Zu einer wirklich mutigen Reform fehlt SPD und CDU offenbar gegenwärtig die Kraft, und schon die kleinen Verschiebungen, die jetzt anstehen, sind immer noch nicht spruchreif. Ein Konzept fehlt noch. Umso mehr fühlte sich die GBD-Vertreterin jetzt im Innenausschuss zu einer Mahnung veranlasst. Das geschah nicht ohne Grund. Denn die Frist, in der die Landtagswahlen stattfinden können, beginnt schon am 17. Juli 2022 – sie endet dann am 9. Oktober 2022.

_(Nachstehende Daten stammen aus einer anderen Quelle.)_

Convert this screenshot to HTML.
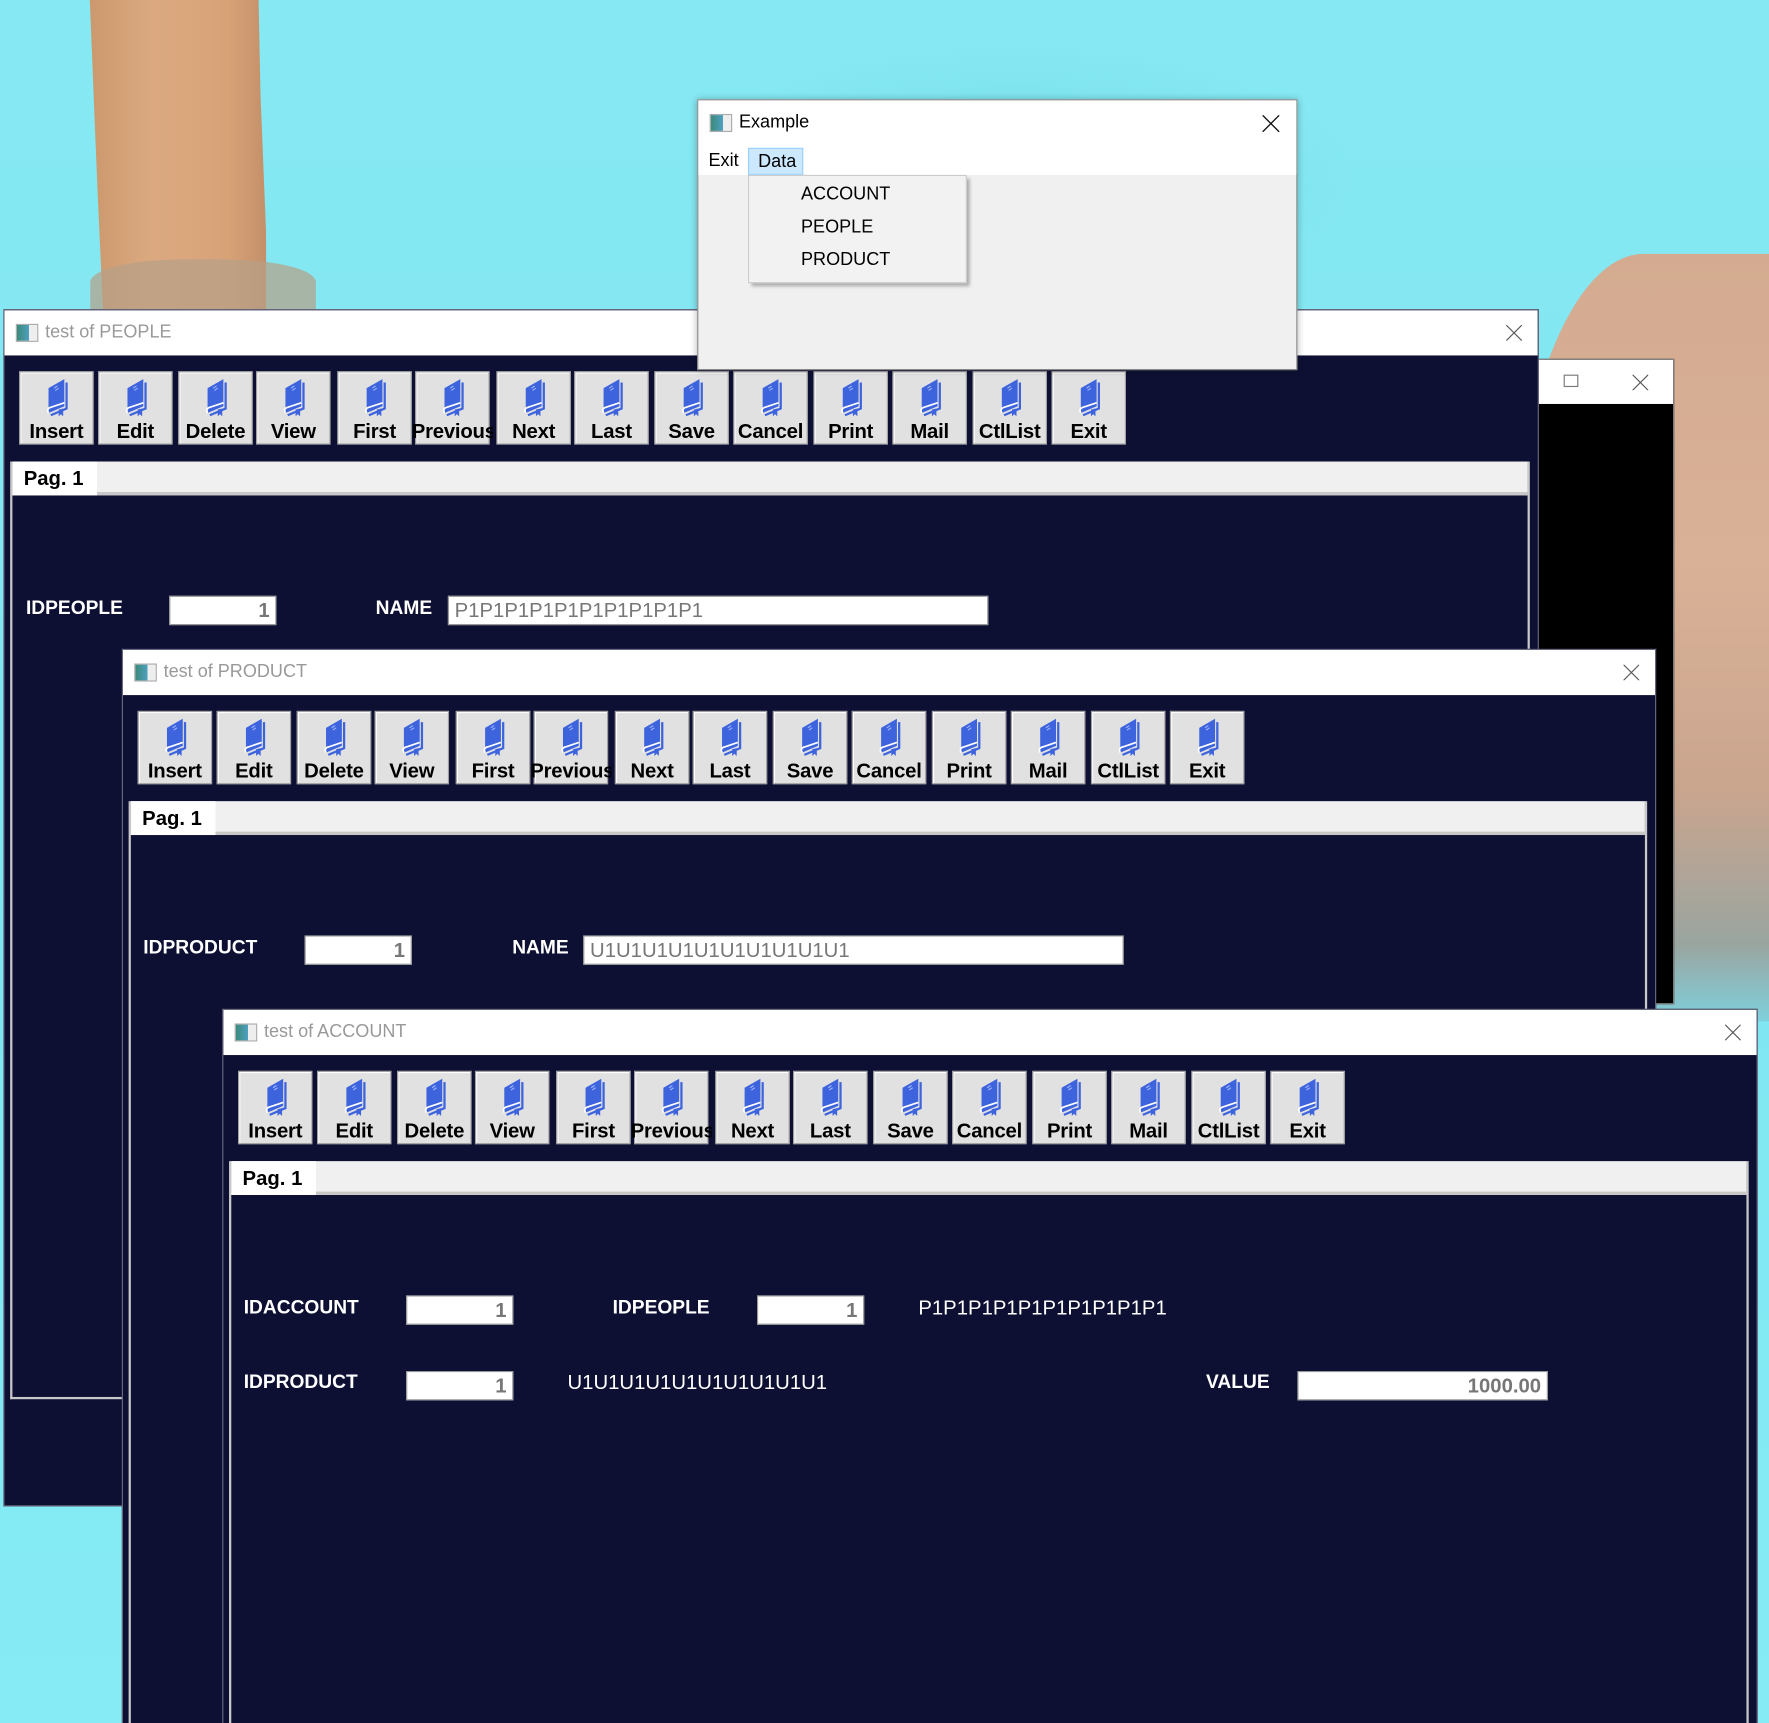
<!DOCTYPE html>
<html><head><meta charset="utf-8">
<style>
*{box-sizing:border-box;margin:0;padding:0}
html,body{width:1769px;height:1723px;overflow:hidden;background:#7ee6f0}
#s{position:absolute;left:0;top:0;width:1568px;height:1527px;transform:scale(1.12819,1.1284);transform-origin:0 0;overflow:hidden;
background:radial-gradient(ellipse 300px 120px at 900px 160px,rgba(90,200,215,.35),transparent),linear-gradient(180deg,#86e8f2 0%,#7fe6f1 50%,#86ebf5 100%);font-family:"Liberation Sans",sans-serif}
.arm{position:absolute;left:66px;top:0;width:170px;height:280px;background:linear-gradient(90deg,#c89468,#dba980 40%,#d8a277 80%,#c4906a);clip-path:polygon(8% 0,96% 0,97% 30%,100% 75%,100% 100%,15% 100%,12% 60%);}
.arm2{position:absolute;left:80px;top:230px;width:200px;height:50px;background:#b7a088;opacity:.7;border-radius:40% 40% 0 0}
.skin{position:absolute;left:1340px;top:225px;width:260px;height:680px;background:linear-gradient(180deg,#d4ab90,#d9b197 40%,#caa58e 70%,#9aa5a0 90%,#7fd0dc);border-radius:45% 0 0 30%}
.win{position:absolute;background:#0e1033;border:1px solid #6a6a80;overflow:hidden}
.tb{position:absolute;left:0;top:0;right:0;height:40px;background:#fff;font-size:16px;color:#999}
.tb .ic{position:absolute;left:10px;top:12px;width:20px;height:16px;border:1px solid #aaa;background:linear-gradient(90deg,#3a8a7a 0,#4fa0c0 60%,#eee 60%)}
.tb .t{position:absolute;left:36px;top:11px}
.tb svg.x{position:absolute;right:14px;top:13px}
.btn{position:absolute;top:54px;width:66px;height:65px;background:#e1e1e1;border:1px solid #a0a0a0;box-shadow:inset 1px 1px 0 #fff}
.btn svg{position:absolute;left:20px;top:5px}
.btn span{position:absolute;left:-4px;right:-4px;bottom:0;text-align:center;font-weight:bold;font-size:18px;color:#000;white-space:nowrap;overflow:hidden;letter-spacing:-.2px}
.tab{position:absolute;left:5px;top:134px;right:7px;bottom:0;border-left:2px solid #c8c8c8;border-right:2px solid #c8c8c8}
.tabh{position:absolute;left:0;right:0;top:0;height:30px;background:#f0f0f0;border-bottom:3px solid #c8c8c8}
.tabh b{position:absolute;left:0;top:0;width:75px;height:30px;background:#fff;font-size:18px;padding:5px 0 0 10px}
.lab{position:absolute;color:#fff;font-weight:bold;font-size:17px}
.inp{position:absolute;height:26px;background:#fff;border:1px solid #999;color:#777;font-size:18px;padding:2px 5px;font-weight:bold}
.r{text-align:right}
</style></head><body><div id="s">
<div class="arm"></div><div class="arm2"></div>
<div class="skin"></div>

<div class="win" style="left:1340px;top:318px;width:144px;height:572px;background:#000;border-color:#888">
<div class="tb" style="height:39px"><div style="position:absolute;left:45px;top:13px;width:13px;height:11px;border:1px solid #777"></div><svg class="x" width="14" height="14" style="right:22px"><path d="M0 0L14 14M14 0L0 14" stroke="#555" stroke-width="1"/></svg></div></div>

<div class="win" style="left:3px;top:274px;width:1361px;height:1061px">
<div class="tb"><div class="ic"></div><div class="t">test of PEOPLE</div><svg class="x" width="14" height="14"><path d="M0 0L14 14M14 0L0 14" stroke="#555" stroke-width="1"/></svg></div>
<div id="tbP"></div>
<div class="tab" style="bottom:94px;border-bottom:2px solid #c8c8c8"><div class="tabh"><b>Pag. 1</b></div></div>
<div class="lab" style="left:19px;top:254px">IDPEOPLE</div>
<div class="inp r" style="left:146px;top:253px;width:95px">1</div>
<div class="lab" style="left:329px;top:254px">NAME</div>
<div class="inp" style="left:393px;top:253px;width:479px;font-weight:normal">P1P1P1P1P1P1P1P1P1P1</div>
</div>

<div class="win" style="left:108px;top:575px;width:1360px;height:952px;border-bottom:none">
<div class="tb"><div class="ic"></div><div class="t">test of PRODUCT</div><svg class="x" width="14" height="14"><path d="M0 0L14 14M14 0L0 14" stroke="#555" stroke-width="1"/></svg></div>
<div id="tbR"></div>
<div class="tab"><div class="tabh"><b>Pag. 1</b></div></div>
<div class="lab" style="left:18px;top:254px">IDPRODUCT</div>
<div class="inp r" style="left:161px;top:253px;width:95px">1</div>
<div class="lab" style="left:345px;top:254px">NAME</div>
<div class="inp" style="left:408px;top:253px;width:479px;font-weight:normal">U1U1U1U1U1U1U1U1U1U1</div>
</div>

<div class="win" style="left:197px;top:894px;width:1361px;height:633px;border-bottom:none">
<div class="tb"><div class="ic"></div><div class="t">test of ACCOUNT</div><svg class="x" width="14" height="14"><path d="M0 0L14 14M14 0L0 14" stroke="#555" stroke-width="1"/></svg></div>
<div id="tbA"></div>
<div class="tab"><div class="tabh"><b>Pag. 1</b></div></div>
<div class="lab" style="left:18px;top:254px">IDACCOUNT</div>
<div class="inp r" style="left:162px;top:253px;width:95px">1</div>
<div class="lab" style="left:345px;top:254px">IDPEOPLE</div>
<div class="inp r" style="left:473px;top:253px;width:95px">1</div>
<div class="lab" style="left:616px;top:254px;font-weight:normal;font-size:18px">P1P1P1P1P1P1P1P1P1P1</div>
<div class="lab" style="left:18px;top:320px">IDPRODUCT</div>
<div class="inp r" style="left:162px;top:320px;width:95px">1</div>
<div class="lab" style="left:305px;top:320px;font-weight:normal;font-size:18px">U1U1U1U1U1U1U1U1U1U1</div>
<div class="lab" style="left:871px;top:320px">VALUE</div>
<div class="inp r" style="left:952px;top:320px;width:222px">1000.00</div>
</div>

<div style="position:absolute;left:618px;top:88px;width:532px;height:240px;background:#f0f0f0;border:1px solid #888;box-shadow:0 0 6px rgba(0,0,0,.3)">
<div style="position:absolute;left:0;top:0;right:0;height:66px;background:#fff"></div>
<div style="position:absolute;left:10px;top:12px;width:20px;height:16px;border:1px solid #aaa;background:linear-gradient(90deg,#3a8a7a 0,#4fa0c0 60%,#eee 60%)"></div>
<div style="position:absolute;left:36px;top:11px;font-size:16px;color:#000">Example</div>
<svg style="position:absolute;right:15px;top:13px" width="15" height="15"><path d="M0 0L15 15M15 0L0 15" stroke="#111" stroke-width="1.2"/></svg>
<div style="position:absolute;left:9px;top:45px;font-size:16px">Exit</div>
<div style="position:absolute;left:44px;top:42px;width:49px;height:24px;background:#cce8ff;border:1px solid #99d1ff;font-size:16px;padding:3px 0 0 8px">Data</div>
<div style="position:absolute;left:44px;top:66px;width:194px;height:96px;background:#f2f2f2;border:1px solid #ccc;box-shadow:3px 3px 3px rgba(0,0,0,.3);font-size:16px;color:#000">
<div style="position:absolute;left:46px;top:8px">ACCOUNT</div>
<div style="position:absolute;left:46px;top:37px">PEOPLE</div>
<div style="position:absolute;left:46px;top:66px">PRODUCT</div>
</div>
</div>

</div>
<script>
var names=["Insert","Edit","Delete","View","First","Previous","Next","Last","Save","Cancel","Print","Mail","CtlList","Exit"];
var offs=[0,70,141,210,282,351,423,492,563,633,704,774,845,915];
var icon='<svg width="26" height="34" viewBox="0 0 26 34"><path d="M5 9 L19 1 L19 25 L5 31 Z" fill="#3d63dd"/><path d="M21 4 L21 27 L7 33" fill="none" stroke="#3d63dd" stroke-width="2"/><path d="M5 31 Q3 27 7 26 L19 22" fill="none" stroke="#fff" stroke-width="1.5"/><path d="M14 28 L14 34 L16 32 L18 34 L18 27Z" fill="#3d63dd"/><path d="M10 9 L13 7 M11 11 L14 9" stroke="#9fb6ff" stroke-width="1"/></svg>';
[["tbP",13],["tbR",13],["tbA",13]].forEach(function(a){var h="";for(var i=0;i<14;i++)h+='<div class="btn" style="left:'+(a[1]+offs[i])+'px">'+icon+'<span>'+names[i]+'</span></div>';document.getElementById(a[0]).outerHTML=h;});
</script>
</body></html>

Da die Aufstellung der Wahlkreiskandidaten ebenso Zeit braucht wie die Zusammenstellung der Landeslisten, könnten schon in diesem Jahr die ersten Kandidaten nominiert werden. Eigentlich wäre die passende Gelegenheit für einen Landtagsbeschluss in der Plenarwoche vom 9. bis 11. Juni gewesen – doch das erscheint mittlerweile unrealistisch. Es dürfte dann eher in der zweiten Juliwoche geschehen, kurz vor dem Start der parlamentarischen Sommerpause.

Dieser Artikel erschien in Ausgabe #095.